L'article L.1511-6 du code général des collectivités territoriales prévoit en effet, la possibilité d'une telle mise à disposition d'infrastructures " dès lors que l'offre de services ou de réseaux de télécommunications à haut débit qu' [elles] demandent n'est pas fournie par les acteurs du marché à un prix abordable ou ne répond pas aux exigences techniques et de qualité qu' [elles] attendent ".

Le texte prévoit également " la mise en oeuvre d'une procédure " (non définie) " de publicité permettant de constater la carence et d'évaluer les besoins des opérateurs " et limite à une période de huit ans la durée d'amortissement des investissements prise en compte pour évaluer le prix de la location (contre plus du double en général dans le secteur privé).
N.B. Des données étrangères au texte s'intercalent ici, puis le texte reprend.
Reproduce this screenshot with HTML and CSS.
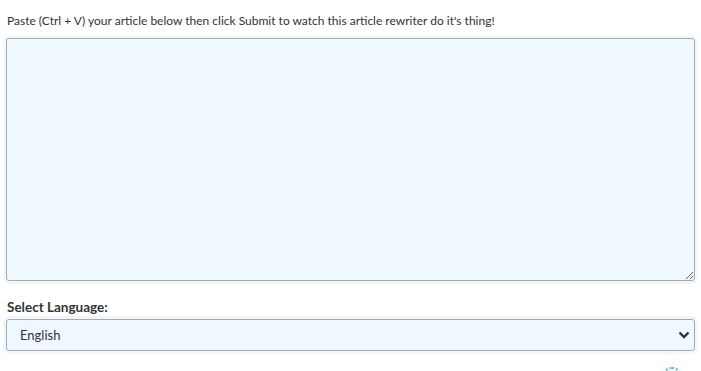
FILE: index.html
```html
<!DOCTYPE html>
<html lang="en">
<head>
  <meta charset="UTF-8">
  <link rel="stylesheet" href="styles.css">
  <title>Article Rewriter</title>
</head>
<body>
  <div class="rewriter">
    <p class="intro">Paste (Ctrl + V) your article below then click Submit to watch this article rewriter do it's thing!</p>
    <textarea class="field article" name="article"></textarea>
    <label class="label" for="lang">Select Language:</label>
    <div class="select-wrap">
      <select id="lang" class="field lang">
        <option>English</option>
      </select>
      <svg class="chevron" width="12" height="8" viewBox="0 0 12 8"><path d="M1.5 1.5 L6 6 L10.5 1.5" fill="none" stroke="#333" stroke-width="2.4"/></svg>
    </div>
    <div class="footer-row">
      <span class="spinner"></span>
    </div>
  </div>
</body>
</html>
```

FILE: styles.css
```css
html, body {
  margin: 0;
  padding: 0;
  background: #fff;
}

body {
  font-family: "Lato", "Open Sans", sans-serif;
  font-size: 12px;
  color: #333;
  height: 371px;
  overflow: hidden;
}

.rewriter {
  display: flex;
  flex-direction: column;
  padding: 0 6px;
  height: 371px;
  box-sizing: border-box;
  overflow: hidden;
}

.intro {
  margin: 13px 1px 0;
  line-height: 16px;
}

.field {
  box-sizing: border-box;
  width: 100%;
  background: #eff8fe;
  border: 1px solid #a9a9a9;
  border-radius: 3px;
  box-shadow: 0 0 0 3px #f1f8fd;
  font-family: inherit;
  font-size: 13px;
  color: #333;
}

.article {
  flex: none;
  height: 243px;
  margin-top: 9px;
  resize: vertical;
}

.label {
  font-weight: bold;
  font-size: 13.5px;
  margin: 18px 1px 4px;
  line-height: 16px;
}

.select-wrap {
  position: relative;
  flex: none;
}

.lang {
  height: 32px;
  padding: 0 13px;
  appearance: none;
  -webkit-appearance: none;
}

.chevron {
  position: absolute;
  right: 5px;
  top: 12px;
  pointer-events: none;
}

.footer-row {
  display: flex;
  justify-content: flex-end;
  padding: 16px 12px 0 0;
}

.spinner {
  flex: none;
  width: 18px;
  height: 18px;
  border-radius: 50%;
  border: 2px dotted #37c6e8;
}
```
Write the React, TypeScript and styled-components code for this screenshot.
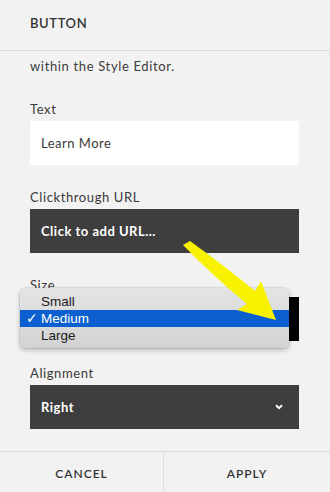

Parallèlement, il exclut la possibilité pour les collectivités de devenir opérateur de télécommunications.

Le moins que l'on puisse dire est que ce dispositif législatif, dont l'interprétation est complexe, mérite d'être précisé !

On peut d'abord s'interroger sur le contenu exact de la notion de " carence " de l'initiative des opérateurs mise en avant par l'article L.511-6, dont la mise en oeuvre pratique est difficile.

Ensuite, la procédure de publicité " ad hoc " à mettre en oeuvre peut légitimement susciter des interrogations de la part des élus. Il conviendrait à tout le moins d'en préciser les objectifs et la nature.

Enfin, la limitation à 8 ans de la période d'amortissement des investissements prise en compte pour la fixation du tarif de location constitue une mesure exorbitante du droit commun ; elle est ressentie pas les élus comme une contrainte supplémentaire, qui limite de fait les initiatives des collectivités en augmentant artificiellement le prix de location. En effet, le coût d'installation des fibres noires est constitué, pour l'essentiel, du coût des travaux de génie civil, amortis sur une durée beaucoup plus longue.

Un Gouvernement tardivement rallié aux propositions du Sénat

Présentant cette proposition comme une avancée majeure vers la société de l'information -alors qu'il s'agit d'un simple retour à la case départ : celle des propositions du Sénat-, le Comité interministériel sur la société de l'information du 10 juillet dernier a proposé de modifier l'article L. 1511-6 dans le futur projet de loi sur la société de l'information en supprimant l'obligation d'amortissement sur une durée maximale de huit ans et la mention du constat d'une éventuelle carence. Votre rapporteur regrette que le Gouvernement ne se propose pas de préciser la procédure de " publicité " imposée par ledit article.

En conséquence, il est indiqué dans le relevé de conclusions du comité interministériel que " le Gouvernement propose une nouvelle rédaction, plus ouverte, de l'article L.1511-6 ". Que ne s'est-il rallié, en 1999, à cette position, défendue par le Sénat !

c) Un débat introuvable : la taxe professionnelle de France Télécom

Votre commission pour avis demande depuis plusieurs années que la taxe professionnelle de France Télécom soit versée aux collectivités locales et non à l'Etat, hélas sans succès.

Pourtant, chaque année depuis l'examen, en juin 1996, d'un amendement de votre rapporteur en ce sens, le Gouvernement donne des " assurances " et indique que le projet de loi de finances de l'an prochain serait l'occasion d'envisager un transfert conforme à la décentralisation et à l'autonomie des collectivités locales. Le système actuel, hérité de la loi du 2 juillet 1990 sur l'organisation du service public de La Poste et des télécommunications, est manifestement inadapté à l'existence d'un secteur désormais libéralisé et pourrait même entraîner des distorsions de concurrence défavorables à l'opérateur public.

Diverses solutions transitoires et divers systèmes ont été proposés par le Sénat, parmi lesquels :

- effectuer un transfert pur et simple au bénéfice des collectivités d'implantation ;

- affecter le produit de cette taxe pour moitié aux collectivités d'implantation des établissements de l'opérateur et pour moitié à la péréquation nationale de la taxe professionnelle ;

- affecter une partie de ce produit à un fonds géré paritairement entre l'Etat et les élus, permettant de compenser le surcoût occasionné à La Poste par sa contribution à l'aménagement du territoire.

A l'heure où l'autonomie fiscale des collectivités locales est menacée par les réformes fiscales unilatéralement décidées par l'Etat, le retour à la normale pour le versement de la taxe professionnelle de France Télécom s'impose plus que jamais.

d) Le Parlement contourné : la transposition de directives par ordonnances

Ce ne sont pas moins de neuf directives relatives aux télécommunications qui sont concernées par l'habilitation demandée par le Gouvernement à transposer ces textes par ordonnances.

L'appréciation qu'il faut porter sur une méthode aussi expéditive a été remarquablement exprimée lors de la discussion du projet de loi n° 473, par le rapporteur au fond de la Commission des Lois, M. Daniel Hoeffel, ainsi que par celui de la Commission des Affaires économiques, notre collègue Ladislas Poniatowski.

Votre commission regrette que des sujets tels que l'évaluation du coût du service universel des télécommunications ou encore la mise en place de l'annuaire universel des télécommunications ne fassent pas l'objet d'un débat au Parlement.

Votre rapporteur sera particulièrement attentif aux dispositions qui seront proposées à la ratification du Parlement.